__Data provided__:
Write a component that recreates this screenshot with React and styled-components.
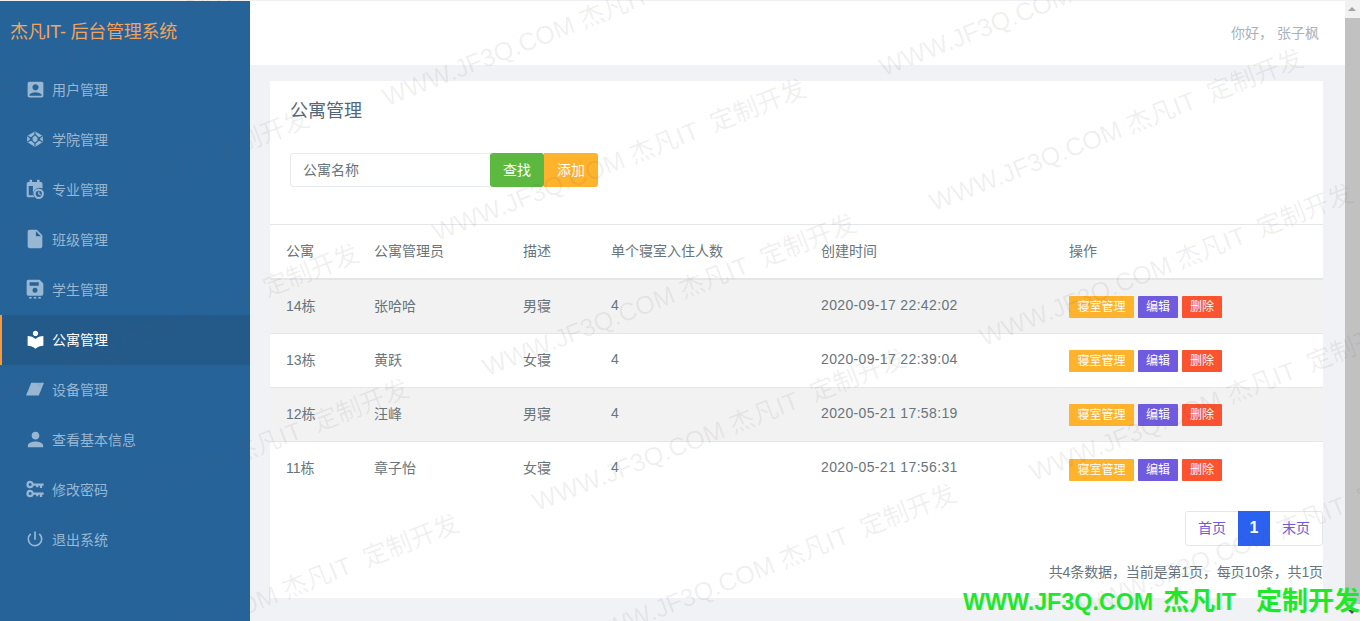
import React from 'react'
import styled, { createGlobalStyle } from 'styled-components'
import { MdAccountBox, MdInsertDriveFile, MdLocalLibrary, MdPerson, MdPowerSettingsNew } from 'react-icons/md'

const FONT = '"Liberation Sans", "Noto Sans CJK SC", sans-serif'
const SIDEBAR = '#266399'

const GlobalStyle = createGlobalStyle`
  html, body { margin: 0; padding: 0; height: 100%; overflow: hidden; }
  body { font-family: ${FONT}; background: #f0f2f5; }
  * { box-sizing: border-box; }
`

const CodepenIcon = () => (
  <svg viewBox="0 0 24 24" width="18" height="18">
    <path d="M12 1.500 L22.500 8 V16 L12 22.500 L1.500 16 V8 Z" fill="currentColor" />
    <path d="M12 6 L18.500 12 L12 18 L5.500 12 Z M12 2 V6 M12 18 V22 M2 8 L8.500 12 L2 16 M22 8 L15.500 12 L22 16" fill="none" stroke={SIDEBAR} strokeWidth="1.600" />
    <path d="M12 9.500 L14.500 12 L12 14.500 L9.500 12 Z" fill="currentColor" />
  </svg>
)

const CalendarIcon = () => (
  <svg viewBox="0 0 24 24" width="20" height="20" fill="currentColor">
    <path fillRule="evenodd" d="M5.500 1h3v2.500h6V1h3v2.500H19A2 2 0 0 1 21 5.500V11.500a7.500 7.500 0 0 0-10 10.500H4A2 2 0 0 1 2 20V5.500A2 2 0 0 1 4 3.500h1.500Z M4.500 8.500V19.500h5V8.500Z" />
    <path fillRule="evenodd" d="M16.500 11.500a6.200 6.200 0 1 1 0 12.400a6.200 6.200 0 0 1 0-12.400Z M16.500 14a3.700 3.700 0 1 0 0 7.400a3.700 3.700 0 0 0 0-7.400Z M15.800 15h1.500v2.500l2 1.200-.7 1.200-2.800-1.700Z" />
  </svg>
)

const FloppyIcon = () => (
  <svg viewBox="0 0 24 24" width="20" height="20" fill="currentColor">
    <path fillRule="evenodd" d="M4 1h13.500L22 5.500V18a2 2 0 0 1-2 2H4a2 2 0 0 1-2-2V3a2 2 0 0 1 2-2Z M5.500 4v4h11V4Z M12 10.500a3 3 0 1 0 0 6a3 3 0 0 0 0-6Z" />
    <rect x="5" y="21.500" width="3" height="2" />
    <rect x="10.500" y="21.500" width="3" height="2" />
    <rect x="16" y="21.500" width="3" height="2" />
  </svg>
)

const SlantIcon = () => (
  <svg viewBox="0 0 24 24" width="18" height="18" fill="currentColor">
    <path d="M7 3.500H24L17 20.500H0Z" />
  </svg>
)

const KeysIcon = () => (
  <svg viewBox="0 0 24 24" width="18" height="18" fill="currentColor">
    <path fillRule="evenodd" d="M5.500 1a5 5 0 0 1 4.800 3.500H23.500v3h-2v3h-3v-3h-2v2h-3v-2h-3.200A5 5 0 1 1 5.500 1Z M5.500 4a2 2 0 1 0 0 4a2 2 0 0 0 0-4Z" />
    <path fillRule="evenodd" d="M5.500 13a5 5 0 0 1 4.800 3.500H23.500v3h-2v3h-3v-3h-2v2h-3v-2h-3.200A5 5 0 1 1 5.500 13Z M5.500 16a2 2 0 1 0 0 4a2 2 0 0 0 0-4Z" />
  </svg>
)

const menu = [
  { label: '用户管理', icon: <MdAccountBox size={21} /> },
  { label: '学院管理', icon: <CodepenIcon /> },
  { label: '专业管理', icon: <CalendarIcon /> },
  { label: '班级管理', icon: <MdInsertDriveFile size={22} /> },
  { label: '学生管理', icon: <FloppyIcon /> },
  { label: '公寓管理', icon: <MdLocalLibrary size={21} />, active: true },
  { label: '设备管理', icon: <SlantIcon /> },
  { label: '查看基本信息', icon: <MdPerson size={23} /> },
  { label: '修改密码', icon: <KeysIcon /> },
  { label: '退出系统', icon: <MdPowerSettingsNew size={20} /> },
]

const rows = [
  ['14栋', '张哈哈', '男寝', '4', '2020-09-17 22:42:02'],
  ['13栋', '黄跃', '女寝', '4', '2020-09-17 22:39:04'],
  ['12栋', '汪峰', '男寝', '4', '2020-05-21 17:58:19'],
  ['11栋', '章子怡', '女寝', '4', '2020-05-21 17:56:31'],
]

const heads = ['公寓', '公寓管理员', '描述', '单个寝室入住人数', '创建时间', '操作']

// the watermark repeats on a slanted grid
const marks = []
for (let r = -1; r < 5; r++) {
  for (let c = -1; c < 3; c++) {
    marks.push({ x: 389 + r * 50 + c * 497, y: 112 + r * 135 - c * 30 })
  }
}

function App() {
  return (
    <Page>
      <GlobalStyle />
      <TopLine />
      <Body>
        <Sidebar>
          <Brand>杰凡IT- 后台管理系统</Brand>
          <Menu>
            {menu.map((m) => (
              <MenuItem key={m.label} $active={m.active}>
                <MenuIcon>{m.icon}</MenuIcon>
                {m.label}
              </MenuItem>
            ))}
          </Menu>
        </Sidebar>
        <Main>
          <Header>你好， 张子枫</Header>
          <Content>
            <Card>
              <CardHead>
                <Title>公寓管理</Title>
                <SearchBar>
                  <SearchInput placeholder="公寓名称" />
                  <BarButton $color="#5cb83f">查找</BarButton>
                  <BarButton $color="#ffb22b" $last>添加</BarButton>
                </SearchBar>
              </CardHead>
              <HeadRow>
                {heads.map((h) => <Cell key={h}>{h}</Cell>)}
              </HeadRow>
              {rows.map((row, i) => (
                <Row key={row[0]} $odd={i % 2 === 0}>
                  {row.map((v, j) => <Cell key={j} $num={j === 4}>{v}</Cell>)}
                  <ActionCell>
                    <Actions>
                      <Tag $color="#ffb22b" $width={65}>寝室管理</Tag>
                      <Tag $color="#6f5ae0" $width={40}>编辑</Tag>
                      <Tag $color="#fb5230" $width={40}>删除</Tag>
                    </Actions>
                  </ActionCell>
                </Row>
              ))}
              <Footer>
                <Pager>
                  <PageLink>首页</PageLink>
                  <PageCurrent>1</PageCurrent>
                  <PageLink>末页</PageLink>
                </Pager>
                <Summary>共4条数据，当前是第1页，每页10条，共1页</Summary>
              </Footer>
            </Card>
          </Content>
        </Main>
        <Scrollbar>
          <Arrow $up />
          <Thumb />
          <Arrow />
        </Scrollbar>
      </Body>
      {marks.map((m) => (
        <Mark key={`${m.x}-${m.y}`} style={{ left: m.x, top: m.y }}>WWW.JF3Q.COM 杰凡IT&nbsp;&nbsp;定制开发</Mark>
      ))}
      <Stamp>WWW.JF3Q.COM<StampCjk $gap={10}>杰凡</StampCjk>IT<StampCjk $gap={20}>定制开发</StampCjk></Stamp>
    </Page>
  )
}
export default App

const Page = styled.div`
  position: relative;
  display: flex;
  flex-direction: column;
  width: 1360px;
  height: 621px;
  overflow: hidden;
  background: #f0f2f5;
`

const TopLine = styled.div`
  height: 1px;
  flex: none;
  background: #eef0f3;
`

const Body = styled.div`
  display: flex;
  flex: 1;
  min-height: 0;
`

const Sidebar = styled.aside`
  width: 250px;
  flex: none;
  background: ${SIDEBAR};
`

const Brand = styled.div`
  height: 64px;
  padding-left: 10px;
  line-height: 63px;
  font-size: 18px;
  letter-spacing: -0.25px;
  color: #f4a35c;
  white-space: nowrap;
`

const Menu = styled.nav`
  display: flex;
  flex-direction: column;
`

const MenuItem = styled.div`
  display: flex;
  align-items: center;
  height: 50px;
  padding: 0 0 2px 25px;
  font-size: 14px;
  color: ${(p) => (p.$active ? '#ffffff' : '#98b7d3')};
  background: ${(p) => (p.$active ? '#235a8a' : 'transparent')};
  border-left: 2px solid ${(p) => (p.$active ? '#f79a3e' : 'transparent')};
`

const MenuIcon = styled.span`
  display: flex;
  align-items: center;
  justify-content: center;
  width: 16px;
  margin-right: 9px;
  & svg { flex: none; }
`

const Main = styled.main`
  flex: 1;
  min-width: 0;
  display: flex;
  flex-direction: column;
`

const Header = styled.header`
  height: 64px;
  flex: none;
  background: #ffffff;
  padding-right: 26px;
  text-align: right;
  line-height: 64px;
  font-size: 14px;
  color: #a9b2ba;
`

const Content = styled.div`
  padding: 16px 22px 0 20px;
  flex: 1;
`

const Card = styled.section`
  background: #ffffff;
  height: 517px;
`

const CardHead = styled.div`
  padding: 18px 20px 37px;
  height: 144px;
  border-bottom: 1px solid #e4e7ea;
`

const Title = styled.h2`
  margin: 0 0 29px;
  font-size: 18px;
  font-weight: 400;
  line-height: 25px;
  color: #54667a;
`

const SearchBar = styled.div`
  display: flex;
  height: 34px;
`

const SearchInput = styled.input`
  width: 200px;
  height: 34px;
  padding: 0 12px;
  border: 1px solid #e9ecef;
  border-right: none;
  border-radius: 3px 0 0 3px;
  outline: none;
  background: transparent;
  font-family: ${FONT};
  font-size: 14px;
  &::placeholder { color: #67757c; opacity: 1; }
`

const BarButton = styled.button`
  width: 54px;
  height: 34px;
  padding: 0 0 2px;
  border: none;
  border-radius: ${(p) => (p.$last ? '0 3px 3px 0' : '3px')};
  background: ${(p) => p.$color};
  color: #ffffff;
  font-family: ${FONT};
  font-size: 14px;
`

const tableColumns = '88px 149px 88px 210px 248px 1fr'

const HeadRow = styled.div`
  display: grid;
  grid-template-columns: ${tableColumns};
  align-items: center;
  height: 55px;
  border-bottom: 2px solid #e4e7ea;
  font-size: 14px;
  color: #67757c;
`

const Row = styled.div`
  display: grid;
  grid-template-columns: ${tableColumns};
  align-items: center;
  height: 54px;
  border-bottom: 1px solid #e4e7ea;
  font-size: 14px;
  color: #67757c;
  background: ${(p) => (p.$odd ? '#f2f2f2' : '#ffffff')};
  &:nth-last-child(2) { border-bottom: none; }
`

const Cell = styled.div`
  padding: 0 0 4px 16px;
  letter-spacing: ${(p) => (p.$num ? '0.35px' : '0')};
  white-space: nowrap;
`

const ActionCell = styled.div`
  padding-left: 16px;
`

const Actions = styled.div`
  display: flex;
  gap: 4px;
  margin-top: 1px;
`

const Tag = styled.span`
  width: ${(p) => p.$width}px;
  height: 22px;
  line-height: 22px;
  text-align: center;
  font-size: 12px;
  color: #ffffff;
  background: ${(p) => p.$color};
  border-radius: 1px;
`

const Footer = styled.div`
  display: flex;
  flex-direction: column;
  align-items: flex-end;
  padding-top: 15px;
`

const Pager = styled.div`
  display: flex;
  height: 35px;
  border: 1px solid #e4e7ea;
  border-radius: 3px;
`

const PageLink = styled.span`
  width: 52px;
  line-height: 33px;
  text-align: center;
  font-size: 14px;
  color: #6f5ae0;
`

const PageCurrent = styled.span`
  width: 32px;
  margin: -1px 0;
  line-height: 33px;
  text-align: center;
  font-size: 16px;
  font-weight: 700;
  color: #ffffff;
  background: #2b61f0;
`

const Summary = styled.div`
  margin-top: 16px;
  line-height: 20px;
  font-size: 14px;
  letter-spacing: -0.12px;
  color: #67757c;
`

const Scrollbar = styled.div`
  width: 15px;
  flex: none;
  display: flex;
  flex-direction: column;
  background: #f1f1f1;
`

const Arrow = styled.div`
  height: 17px;
  flex: none;
  position: relative;
  &::after {
    content: '';
    position: absolute;
    left: 3px;
    top: 6px;
    border-left: 4px solid transparent;
    border-right: 4px solid transparent;
    ${(p) => (p.$up ? 'border-bottom: 4px solid #a3a3a3;' : 'border-top: 4px solid #505050;')}
  }
`

const Thumb = styled.div`
  flex: 1;
  background: #c1c1c1;
`

const Mark = styled.div`
  position: absolute;
  transform-origin: 0 100%;
  transform: translateY(-100%) rotate(-21.5deg);
  white-space: nowrap;
  font-size: 25.2px;
  line-height: 30px;
  color: rgba(90, 90, 90, 0.09);
  pointer-events: none;
`

const Stamp = styled.div`
  position: absolute;
  right: 0;
  bottom: 5px;
  display: flex;
  align-items: baseline;
  white-space: nowrap;
  font-size: 23.3px;
  line-height: 28px;
  font-weight: 700;
  color: #1ee82b;
`

const StampCjk = styled.span`
  margin-left: ${(p) => p.$gap}px;
  font-size: 26px;
  font-weight: 700;
`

__What the exercise asks__:
Write down every line of the data above that includes the string "components".

__Response__:
Write a component that recreates this screenshot with React and styled-components.
import styled, { createGlobalStyle } from 'styled-components'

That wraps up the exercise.